In order to keep their scheme hidden from Valeant, TANNER
often used a Philidor email account that TANNER maintained in the name of
“Brian Wilson” to communicate with DAVENPORT.
TANNER also pretended to be Brian Wilson in at least one meeting that he
and DAVENPORT participated in on behalf of Philidor.
In December 2014, Valeant acquired the Option. DAVENPORT, through two different entities
that he controlled, received approximately $50 million of the $133 million
received from Valeant. DAVENPORT
transferred $9.7 million of that amount to TANNER through a shell company he
controlled, and then to a shell company controlled by TANNER, an entity called
Befrielse Consolidated, LLC (“Befrielse”).

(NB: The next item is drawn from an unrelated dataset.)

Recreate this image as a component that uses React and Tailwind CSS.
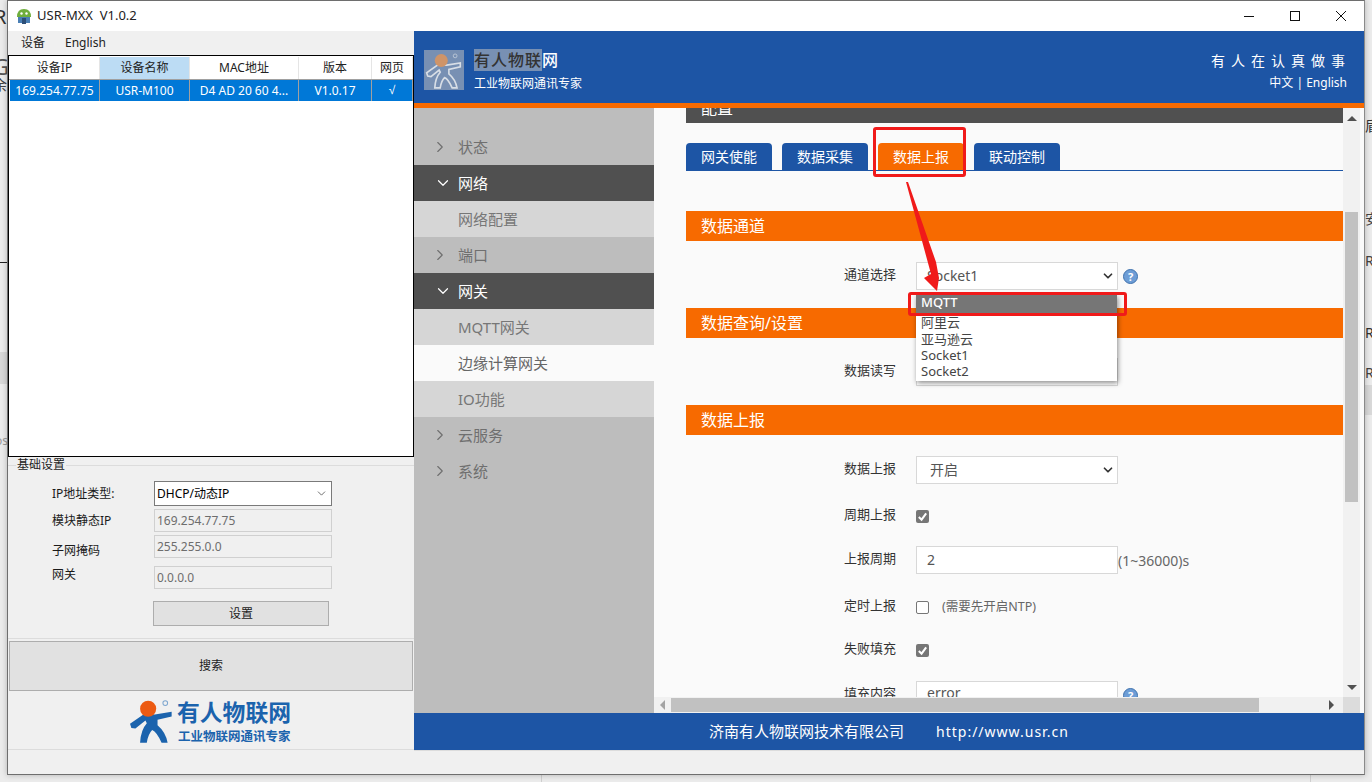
import { ChevronDown, ChevronRight } from 'lucide-react';

const FONT = "font-['Noto_Sans','Noto_Sans_CJK_SC',sans-serif]";

function Person({ size, fill, stroke, head, ring }) {
  return (
    <svg width={size} height={size} viewBox="20 20 140 140" className="shrink-0">
      <path
        d="M30 112 L26 100 L66 72 L100 72 L150 64 L150 78 L108 88 L108 104 Q132 124 138 156 L120 156 Q106 124 92 118 Q80 130 76 156 L56 156 Q58 118 76 98 L72 90 L42 114 Z"
        fill={fill}
        stroke={stroke}
        strokeWidth={stroke ? 6 : 0}
      />
      <circle cx="80" cy="55" r="24" fill={head} />
      <circle cx="131" cy="38" r="7" fill="none" stroke={ring} strokeWidth="3" />
    </svg>
  );
}

function Help() {
  return (
    <span className="w-[15px] h-[15px] rounded-full bg-[#6d9dd6] border border-[#3f72ae] text-white text-[11px] leading-[13px] font-bold text-center shrink-0">
      ?
    </span>
  );
}

function Checkbox({ checked }) {
  return checked ? (
    <span className="w-[13px] h-[13px] rounded-[2px] bg-[#767676] flex items-center justify-center">
      <svg width="11" height="11" viewBox="0 0 12 12">
        <path d="M2 6.5 L5 9.5 L10 2.5" fill="none" stroke="white" strokeWidth="2.2" />
      </svg>
    </span>
  ) : (
    <span className="w-[13px] h-[13px] rounded-[2px] border border-[#767676] bg-white" />
  );
}

function FormRow({ label, children }) {
  return (
    <div className="flex items-center h-[28px] shrink-0">
      <span className="w-[210px] text-right text-[13px] text-[#333] pb-[2px]">{label}</span>
      <div className="ml-[20px] flex items-center">{children}</div>
    </div>
  );
}

function SelectBox({ value, pad = 'pl-[13px]' }) {
  return (
    <div className={`w-[202px] h-[28px] bg-white border border-[#d8d8d8] flex items-center justify-between pr-[2px] text-[14px] text-[#555] ${pad}`}>
      <span className="pb-[1px]">{value}</span>
      <ChevronDown size={14} strokeWidth={3} className="text-[#333]" />
    </div>
  );
}

function Section({ title, className }) {
  return (
    <div className={`h-[30px] bg-[#f76a00] text-white text-[16px] leading-[30px] pl-[15px] shrink-0 ${className}`}>{title}</div>
  );
}

function Tab({ label, active }) {
  return (
    <div className={`w-[86px] h-[27px] rounded-t-[4px] text-white text-[14px] leading-[27px] text-center ${active ? 'bg-[#f76a00]' : 'bg-[#1d55a5]'}`}>
      {label}
    </div>
  );
}

function SideItem({ label, kind }) {
  if (kind === 'open') {
    return (
      <div className="h-[36px] bg-[#505050] text-white flex items-center text-[15px] pl-[20px]">
        <ChevronDown size={18} strokeWidth={1.6} className="mr-[6px]" />
        <span>{label}</span>
      </div>
    );
  }
  if (kind === 'closed') {
    return (
      <div className="h-[36px] text-[#6f6f6f] flex items-center text-[15px] pl-[17px]">
        <ChevronRight size={18} strokeWidth={1.5} className="mr-[9px]" />
        <span>{label}</span>
      </div>
    );
  }
  return (
    <div className={`h-[36px] flex items-center text-[15px] pl-[44px] ${kind === 'current' ? 'bg-[#fafafa] text-[#666]' : 'bg-[#d6d6d6] text-[#777]'}`}>
      {label}
    </div>
  );
}

function IpRow({ label, value, select, labelClass = '', className = '' }) {
  return (
    <div className={`flex items-center pl-[44px] ${className}`}>
      <span className={`w-[102px] text-[12px] text-[#1a1a1a] ${labelClass}`}>{label}</span>
      {select ? (
        <div className="w-[178px] h-[25px] bg-white border border-[#7a7a7a] flex items-center justify-between pl-[2px] pr-[3px] text-[12px] text-black">
          <span>{value}</span>
          <ChevronDown size={13} strokeWidth={1.4} className="text-[#444]" />
        </div>
      ) : (
        <div className="w-[178px] h-[23px] bg-[#f0f0f0] border border-[#d0d0d0] flex items-center pl-[2px] text-[12px] text-[#6d6d6d]">{value}</div>
      )}
    </div>
  );
}

const cols = ['w-[90px]', 'w-[90px]', 'w-[109px]', 'w-[73px]', 'w-[41px]'];
const heads = ['设备IP', '设备名称', 'MAC地址', '版本', '网页'];
const cells = ['169.254.77.75', 'USR-M100', 'D4 AD 20 60 4...', 'V1.0.17', '√'];

function LeftPanel() {
  return (
    <div className="w-[406px] flex flex-col shrink-0 bg-[#f0f0f0]">
      <div className="h-[24px] flex items-center gap-[20px] pl-[13px] text-[12px] text-[#222] shrink-0">
        <span>设备</span>
        <span>English</span>
      </div>

      <div className="h-[402px] bg-white border border-black shrink-0 pt-[1px]">
        <div className="flex h-[23px] pl-[1px] border-b border-[#a0a0a0]">
          {heads.map((h, i) => (
            <div key={h} className={`${cols[i]} text-[12px] leading-[22px] text-center text-[#222] border-r border-[#e5e5e5] ${i === 1 ? 'bg-[#bcdcf4]' : ''}`}>{h}</div>
          ))}
        </div>
        <div className="flex h-[21px] ml-[1px] w-[403px] bg-[#0078d7]">
          {cells.map((c, i) => (
            <div key={c} className={`${cols[i]} text-[12px] leading-[21px] text-center text-white border-r border-[#a0a0a0] whitespace-nowrap ${c === '√' ? "font-['Liberation_Sans']" : ''}`}>{c}</div>
          ))}
        </div>
      </div>

      <div className="relative mt-[8px] h-[174px] border-t border-b border-[#dcdcdc] shrink-0 pt-[15px]">
        <span className="absolute left-[8px] -top-[9px] bg-[#f0f0f0] px-[1px] text-[12px] leading-[16px] text-[#222]">基础设置</span>
        <IpRow label="IP地址类型:" value="DHCP/动态IP" select />
        <IpRow label="模块静态IP" value="169.254.77.75" className="mt-[3px]" />
        <IpRow label="子网掩码" value="255.255.0.0" className="mt-[3px]" labelClass="mt-[6px] -mb-[2px]" />
        <IpRow label="网关" value="0.0.0.0" className="mt-[8px]" labelClass="pb-[5px]" />
        <div className="ml-[145px] mt-[12px] w-[176px] h-[25px] bg-[#e1e1e1] border border-[#adadad] text-[12px] leading-[23px] text-center text-[#222]">设置</div>
      </div>

      <div className="mx-[1px] mt-[2px] h-[50px] bg-[#e1e1e1] border border-[#adadad] text-[12px] leading-[48px] text-center text-[#222] shrink-0">搜索</div>

      <div className="h-[59px] flex items-center pl-[120px] border-b border-[#dcdcdc] shrink-0">
        <Person size={47} fill="#1b63ad" head="#ec5a12" ring="#7da6cf" />
        <div className="ml-[2px] pt-[3px] text-[#1b63ad] font-bold">
          <div className="text-[22.8px] leading-[28px]">有人物联网</div>
          <div className="ml-[1px] mt-[3px] text-[12.5px] leading-[14px] whitespace-nowrap">工业物联网通讯专家</div>
        </div>
      </div>
    </div>
  );
}

function Overlay() {
  return (
    <>
      {/* dropdown list */}
      <div className="absolute left-[916px] top-[295px] w-[201px] h-[86px] bg-white shadow-[1px_2px_5px_rgba(0,0,0,0.45)] text-[13px] leading-[16px] text-[#444]">
        <div className="h-[18px] bg-[#767676] text-white pl-[5px] leading-[15px] font-medium">MQTT</div>
        <div className="pl-[5px] pt-[1px] h-[17px] overflow-hidden">阿里云</div>
        <div className="pl-[5px] pt-[1px] h-[17px]">亚马逊云</div>
        <div className="pl-[5px] h-[16px]">Socket1</div>
        <div className="pl-[5px] h-[16px]">Socket2</div>
      </div>
      {/* red annotations */}
      <div className="absolute left-[873px] top-[127px] w-[93px] h-[50px] border-[3px] border-[#f01a1a] rounded-[3px]" />
      <div className="absolute left-[908px] top-[292px] w-[219px] h-[24px] border-[3px] border-[#f01a1a] rounded-[3px]" />
      <svg className="absolute left-0 top-0" width="1372" height="782">
        <polygon points="906,182 908,182 936,262 939,278 937,291 924,278 931,274" fill="#f01a1a" />
      </svg>
    </>
  );
}

export default function App() {
  return (
    <div className={`relative w-[1372px] h-[782px] overflow-hidden bg-[#ececec] ${FONT}`}>
      {/* desktop windows peeking out behind */}
      <div className="absolute left-0 top-[262px] w-[8px] h-px bg-[#222]" />
      <div className="absolute -left-[6px] top-[2px] text-[20px] text-[#333]">R</div>
      <div className="absolute -left-[7px] top-[50px] text-[22px] text-[#555]">G</div>
      <div className="absolute -left-[7px] top-[74px] text-[14px] text-[#444]">余</div>
      <div className="absolute -left-[5px] top-[432px] text-[12px] text-[#999]">os</div>
      <div className="absolute left-0 top-[352px] w-[8px] h-[32px] bg-[#d8d8d8]" />
      <div className="absolute left-[1365px] top-[115px] text-[14px] text-[#333]">盾</div>
      <div className="absolute left-[1365px] top-[208px] text-[14px] text-[#444]">安</div>
      <div className="absolute left-[1365px] top-[250px] text-[14px] text-[#444]">R-</div>
      <div className="absolute left-[1365px] top-[322px] text-[14px] text-[#333]">R-</div>
      <div className="absolute left-[1365px] top-[362px] text-[14px] text-[#444]">R-</div>
      <div className="absolute left-[1364px] top-[385px] w-[8px] h-[30px] bg-[#d9d9d9]" />
      <div className="absolute left-[541px] top-[775px] w-px h-[7px] bg-[#d0d0d0]" />
      <div className="absolute left-[1310px] top-[775px] w-px h-[7px] bg-[#d0d0d0]" />

      <div className="relative ml-[7px] w-[1358px] h-[775px] bg-[#f0f0f0] border border-[#6e6e6e] border-r-[#8a8a8a] flex flex-col shadow-[0_0_6px_rgba(0,0,0,0.25)]">
        {/* title bar */}
        <div className="h-[30px] bg-white flex items-center shrink-0 text-[13px] text-[#222]">
          <svg width="16" height="16" viewBox="0 0 16 16" className="ml-[8px]">
            <path d="M1 9 Q1 1 8 1 Q15 1 15 9 Z" fill="#6fae3c" />
            <rect x="2" y="9" width="12" height="6" fill="#4a7fb5" />
            <rect x="6" y="10" width="4" height="6" fill="#2d4f78" />
            <circle cx="5.5" cy="5.5" r="1.2" fill="white" />
            <circle cx="10.5" cy="5.5" r="1.2" fill="white" />
          </svg>
          <span className="ml-[5px] whitespace-pre">USR-MXX  V1.0.2</span>
          <div className="ml-auto flex items-center">
            <svg width="12" height="12" viewBox="0 0 12 12" className="mr-[34px]"><path d="M1 6.5 H11" stroke="#111" /></svg>
            <svg width="12" height="12" viewBox="0 0 12 12" className="mr-[34px]"><rect x="1.5" y="1.5" width="9" height="9" fill="none" stroke="#111" /></svg>
            <svg width="12" height="12" viewBox="0 0 12 12" className="mr-[17px]"><path d="M1 1 L11 11 M11 1 L1 11" stroke="#111" /></svg>
          </div>
        </div>

        <div className="flex flex-1 min-h-0">
          <LeftPanel />

          <div className="w-[950px] flex flex-col">
            {/* header */}
            <div className="h-[72px] bg-[#1d55a5] flex items-center shrink-0 pl-[10px] pr-[17px] text-white">
              <div className="w-[40px] h-[40px] bg-[#7890b3] flex items-center justify-center mt-[6px]">
                <Person size={38} fill="#7890b3" stroke="#d8dee6" head="#cf9468" ring="#c4cedb" />
              </div>
              <div className="ml-[10px] mt-[8px]">
                <div className="text-[16px] leading-[20px] tracking-[1px] font-medium">
                  <span className="bg-[#7890b3] text-[#333]">有人物联</span>网
                </div>
                <div className="text-[12px] leading-[17px] mt-[5px]">工业物联网通讯专家</div>
              </div>
              <div className="ml-auto text-right mt-[9px]">
                <div className="text-[14px] leading-[20px] tracking-[6px] mr-[-4px]">有人在认真做事</div>
                <div className="text-[12px] leading-[18px] mt-[3px]">中文 | English</div>
              </div>
            </div>
            <div className="h-[5px] bg-[#f76a00] shrink-0" />

            {/* middle */}
            <div className="h-[605px] flex shrink-0">
              <div className="w-[240px] bg-[#bdbdbd] pt-[21px] shrink-0 overflow-hidden">
                <SideItem label="状态" kind="closed" />
                <SideItem label="网络" kind="open" />
                <SideItem label="网络配置" />
                <SideItem label="端口" kind="closed" />
                <SideItem label="网关" kind="open" />
                <SideItem label="MQTT网关" />
                <SideItem label="边缘计算网关" kind="current" />
                <SideItem label="IO功能" />
                <SideItem label="云服务" kind="closed" />
                <SideItem label="系统" kind="closed" />
              </div>

              <div className="flex-1 min-w-0 flex flex-col bg-[#fafafa]">
                <div className="flex h-[589px] shrink-0">
                  <div className="w-[689px] pl-[32px] flex flex-col overflow-hidden shrink-0">
                    <div className="h-[15px] bg-[#505050] text-white text-[16px] pl-[15px] flex items-end overflow-hidden shrink-0">
                      <span className="h-[30px] leading-[30px]">配置</span>
                    </div>
                    <div className="mt-[20px] h-[28px] flex gap-[10px] border-b border-[#1d55a5] shrink-0">
                      <Tab label="网关使能" />
                      <Tab label="数据采集" />
                      <Tab label="数据上报" active />
                      <Tab label="联动控制" />
                    </div>
                    <Section title="数据通道" className="mt-[40px]" />
                    <div className="mt-[21px]">
                      <FormRow label="通道选择">
                        <SelectBox value="Socket1" pad="pl-[10px]" />
                        <span className="ml-[5px] flex"><Help /></span>
                      </FormRow>
                    </div>
                    <Section title="数据查询/设置" className="mt-[18px]" />
                    <div className="mt-[20px]">
                      <FormRow label="数据读写"><SelectBox value="开启" /></FormRow>
                    </div>
                    <Section title="数据上报" className="mt-[19px]" />
                    <div className="mt-[21px]">
                      <FormRow label="数据上报"><SelectBox value="开启" /></FormRow>
                    </div>
                    <div className="mt-[18px]">
                      <FormRow label="周期上报"><Checkbox checked /></FormRow>
                    </div>
                    <div className="mt-[16px]">
                      <FormRow label="上报周期">
                        <div className="w-[202px] h-[28px] bg-white border border-[#d8d8d8] pl-[10px] text-[14px] leading-[26px] text-[#555]">2</div>
                        <span className="text-[14px] text-[#666] whitespace-nowrap">(1~36000)s</span>
                      </FormRow>
                    </div>
                    <div className="mt-[19px]">
                      <FormRow label="定时上报">
                        <Checkbox />
                        <span className="ml-[13px] text-[12.5px] text-[#666]">(需要先开启NTP)</span>
                      </FormRow>
                    </div>
                    <div className="mt-[15px]">
                      <FormRow label="失败填充"><Checkbox checked /></FormRow>
                    </div>
                    <div className="mt-[17px]">
                      <FormRow label="填充内容">
                        <div className="w-[202px] h-[28px] bg-white border border-[#d8d8d8] pl-[10px] text-[14px] leading-[22px] text-[#555]">error</div>
                        <span className="ml-[5px] flex"><Help /></span>
                      </FormRow>
                    </div>
                  </div>
                  {/* vertical scrollbar */}
                  <div className="w-[17px] bg-[#f1f1f1] shrink-0 flex flex-col items-center">
                    <div className="mt-[8px] w-0 h-0 border-x-[5px] border-x-transparent border-b-[5px] border-b-[#505050]" />
                    <div className="mt-[91px] w-[13px] h-[290px] bg-[#c1c1c1]" />
                    <div className="mt-[183px] w-0 h-0 border-x-[5px] border-x-transparent border-t-[5px] border-t-[#505050]" />
                  </div>
                </div>
                {/* horizontal scrollbar */}
                <div className="h-[16px] flex shrink-0">
                  <div className="w-[689px] bg-[#f1f1f1] flex items-center shrink-0 pl-[6px]">
                    <div className="w-0 h-0 border-y-[5px] border-y-transparent border-r-[5px] border-r-[#a3a3a3]" />
                    <div className="ml-[6px] w-[588px] h-[14px] bg-[#c1c1c1]" />
                    <div className="ml-[70px] w-0 h-0 border-y-[5px] border-y-transparent border-l-[5px] border-l-[#505050]" />
                  </div>
                  <div className="w-[17px] bg-[#dcdcdc]" />
                </div>
              </div>
            </div>

            {/* footer */}
            <div className="h-[37px] bg-[#1d55a5] text-white flex items-center shrink-0 pl-[295px]">
              <span className="text-[15px]">济南有人物联网技术有限公司</span>
              <span className="ml-[32px] text-[14px] tracking-[1px]">http://www.usr.cn</span>
            </div>
            <div className="h-[24px] bg-[#f0f0f0] border-t border-[#dcdcdc] shrink-0" />
          </div>
        </div>
      </div>

      <Overlay />
    </div>
  );
}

TANNER concealed his receipt of this money from Valeant, in violation of
his fiduciary duties to Valeant, and in violation of Valeant’s conflict of
interest policies. Prior to receiving
the funds, TANNER had repeatedly certified to Valeant that he was in full
compliance with Valeant’s Standards of Business Conduct, which prohibited any
conflicts of interest without full disclosure and approval by company
management.
After the Option
purchase was completed, TANNER continued to use his position at Valeant to
advance the interests of Philidor and DAVENPORT, including by resisting
Valeant’s efforts to collect payments from Philidor owed to Valeant and
pursuing milestone payments under the terms of the Option in which he secretly
expected to share. In communications
concerning the scheme, using TANNER’s secret Brian Wilson email account,
DAVENPORT discussed with TANNER how TANNER would secretly continue to promote
DAVENPORT’s interests, even while he purported to represent Valeant’s interests
as the Valeant executive responsible for Philidor. Among other things, DAVENPORT stated that he
pictured his and TANNER’s “butch and sundance ride into the sunset (or off the
cliff as in the flick),” to which TANNER responded, using the secret Brian
Wilson account: “[G]ave me a good chuckle when I just saw it. Will have to keep
playing the game :).”
*
* *
TANNER, 40, of Gilbert, Arizona, and DAVENPORT, 50, of
Haverford, Pennsylvania, were convicted of four counts: (1) one count of
conspiracy to commit honest services wire fraud, which carries a maximum
potential penalty of 20 years in prison; (2) one count of honest services wire
fraud, which carries a maximum potential penalty of 20 years in prison; (3) one
count of conspiracy to violate the Travel Act, which carries a maximum
potential penalty of five years in prison; and (4) one count of conspiracy to
commit money laundering, which carries a maximum potential penalty of 20 years
in prison.
Mr. Berman praised the work of the Federal Bureau of
Investigation, and thanked the Securities and Exchange Commission for its
cooperation and assistance.
This case is being handled by the Office’s Securities and
Commodities Fraud Task Force and its Complex Frauds and Cyber Crime Unit. Assistant U.S. Attorneys Robert W. Allen,
Richard Cooper, and Amanda Kramer are in charge of the prosecution.